Like many other serious photographers, my "proper" camera is no so big and heavy that I've been on a quest to find a "go anywhere" backup.. that goes everywhere.

I've been through a journey of a couple of Bridge Cameras, some Sony mirroless cameras and now onto Fuji where I think I have found some success.

I don't like paying full price for things, so I typically buy used, and I buy one generation behind the latest. I have two cameras that I am very very impressed with, that are small, light, not crazy expensive, and a joy to use.

The first is the Fuji X100. I'd recommend the X100T as the best bang for the buck, although the newer X100f is of course better at a price.

This is a great camera for anyone who wants to experience raw photography. it has a lens that is not a zoom, and is a bit wider than what you see through your eyes. The world is extolling the magic of this camera, and how for many it is making photography fun again. In many ways it's like the point and shoot film cameras of the 60s and 70s, but bang up to date.
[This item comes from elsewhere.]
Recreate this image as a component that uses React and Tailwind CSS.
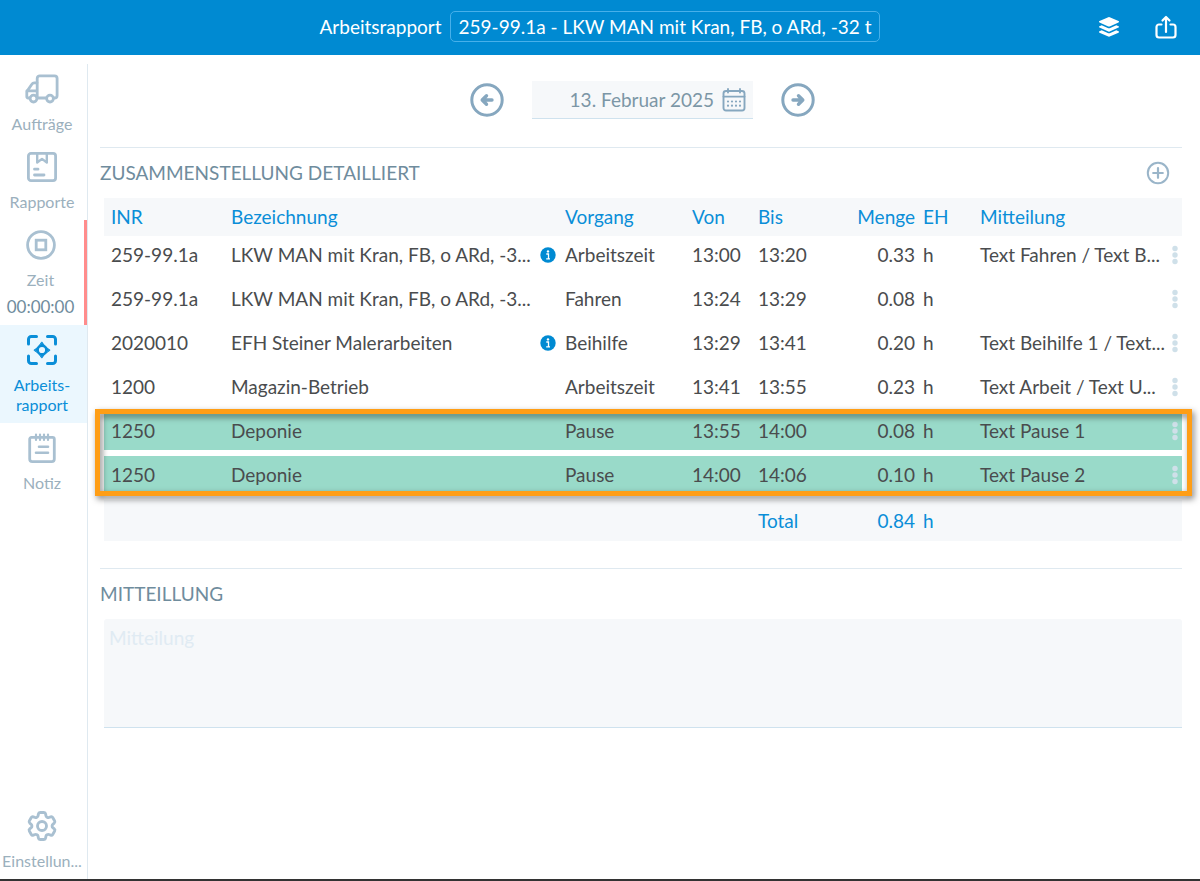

It's not good for everything though. That lens isn't going to get you any good bird watching photos, but for general friends and things you happen upon it's really great.

I took things a step further by buying the Fuji X-T10, which is very similar but has interchangeable lenses. Most of the time I have pretty much the same lens on it as the X100, but for me it's great that I can throw on something a bit different - and infact, I use a bunch of vintage Nikon lenses with it instead of expensive new Fujis. That's an acquired taste, but it's a bonus for these cameras that you can do it.

It's a nice camera to own. It's attractive and fun to use and definitely worth checking out.